Wilfred Lemmens, Managing Director of the Royal Belgian Shipowners’ Association, was very forthcoming about the consequences: “It will be a major challenge to find sufficient seafarers worldwide if the war continues. That could cause a huge disruption to the entire global maritime transport.” Around 5,000 seafarers who work on Belgian merchant ships with no less than a fifth coming from either of the two countries.

Ukrainian seafarers are currently facing a horrific dilemma. Many of them come from cities by or near the Black Sea, such as Kherson and Mariupol, and these cities are currently undergoing massive destructions from the fighting. These seafarers therefore want to go back as soon as possible to evacuate their families to safer places. Others want to take up arms to defend their country.
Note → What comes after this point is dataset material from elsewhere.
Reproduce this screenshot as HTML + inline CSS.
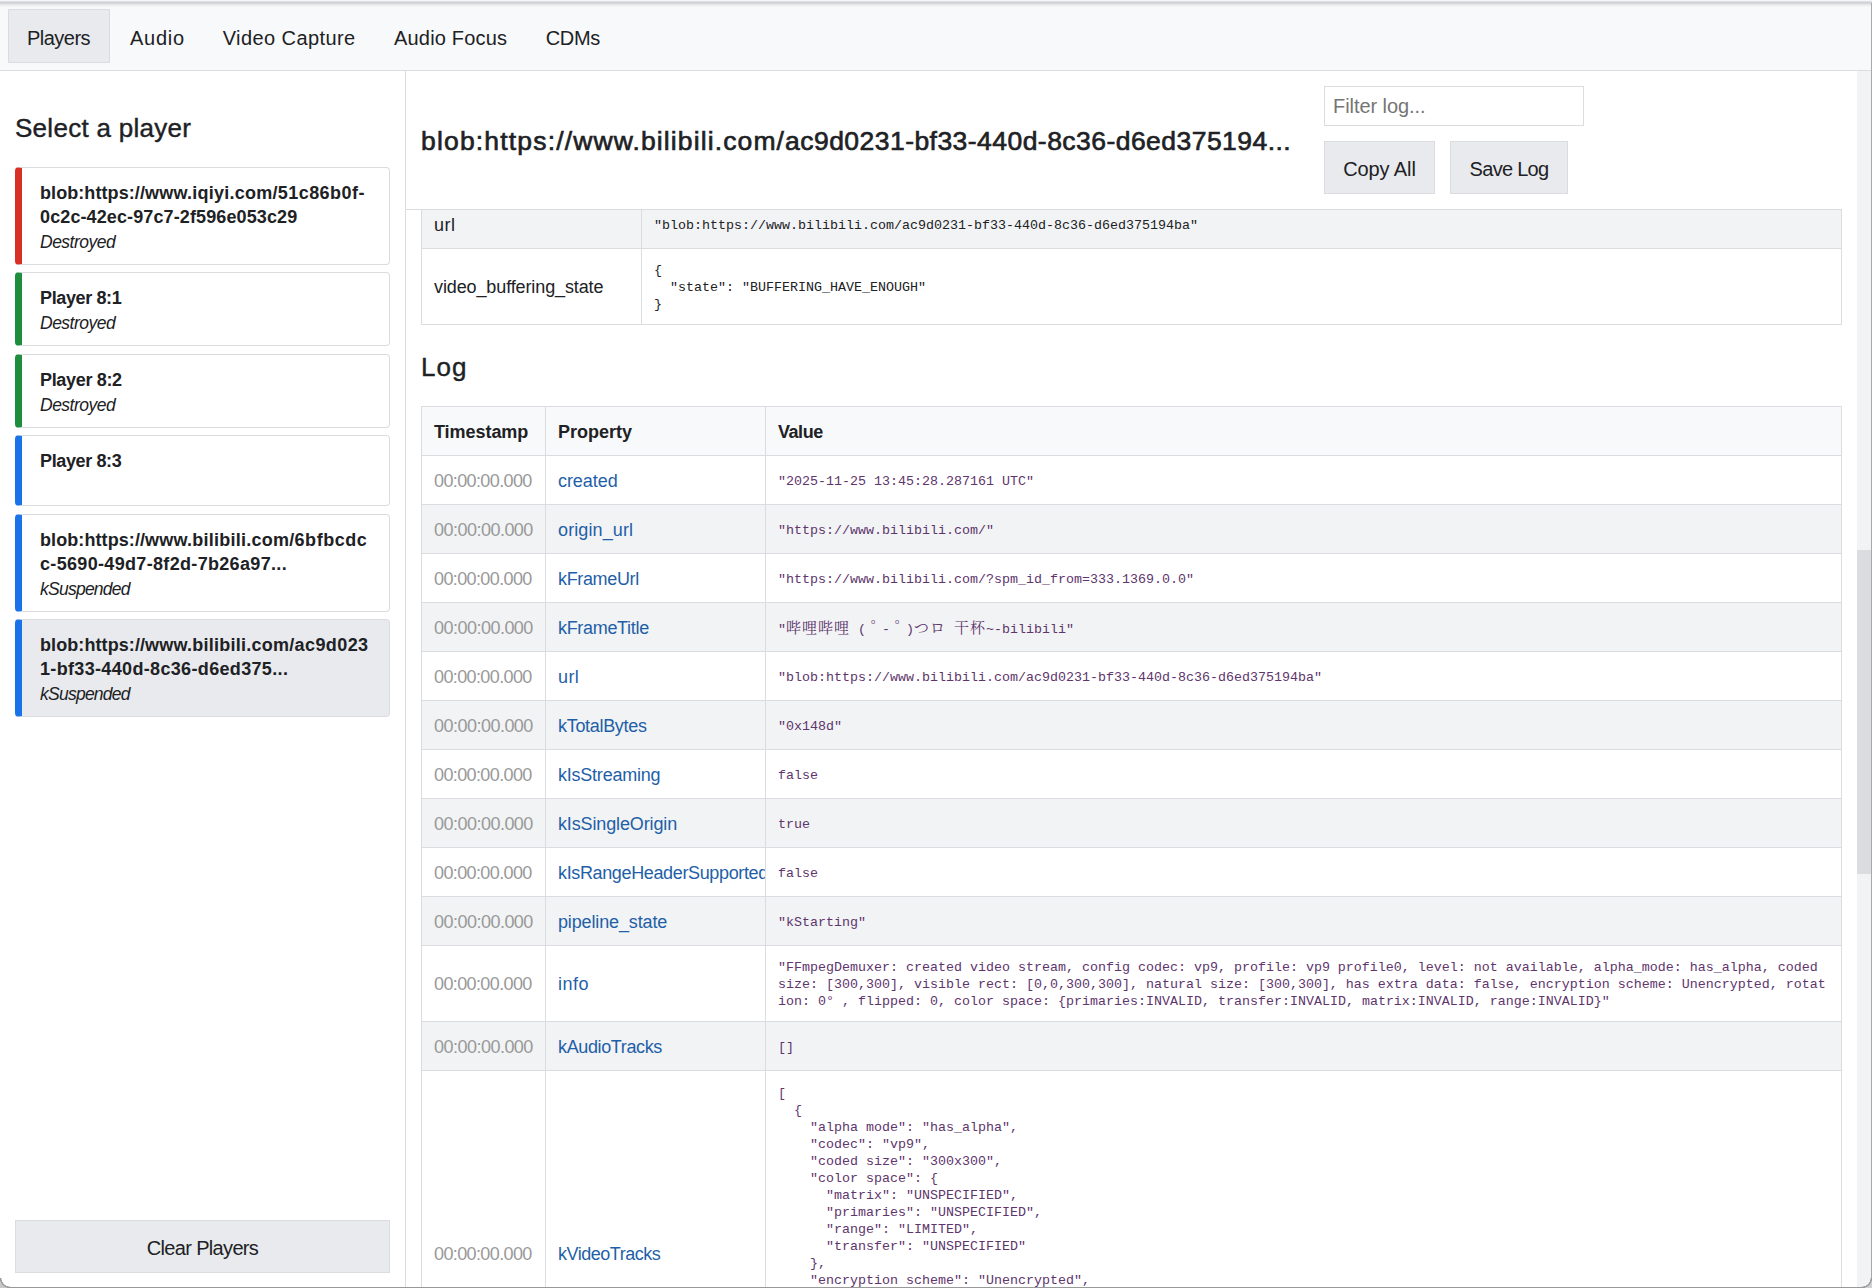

According to the President of the Ukrainian trade union for maritime transport workers, Oleg Grygoriuk, who was quoted in the Financial Times last week, around 55 to 60 percent of the 80,000 Ukrainian seafarers are currently at sea. About a fifth of them want to go ashore as soon as possible to defend their country.

Meanwhile, the growing isolation of Russia makes it increasingly difficult – if not impossible – to pay the wages of the Russian seafarers, due to the severe restrictions to the country’s access to Swift, the main international payment system. At the same time, it is becoming harder to get them to where they are needed, due to the closure of many air connections to and from Russia.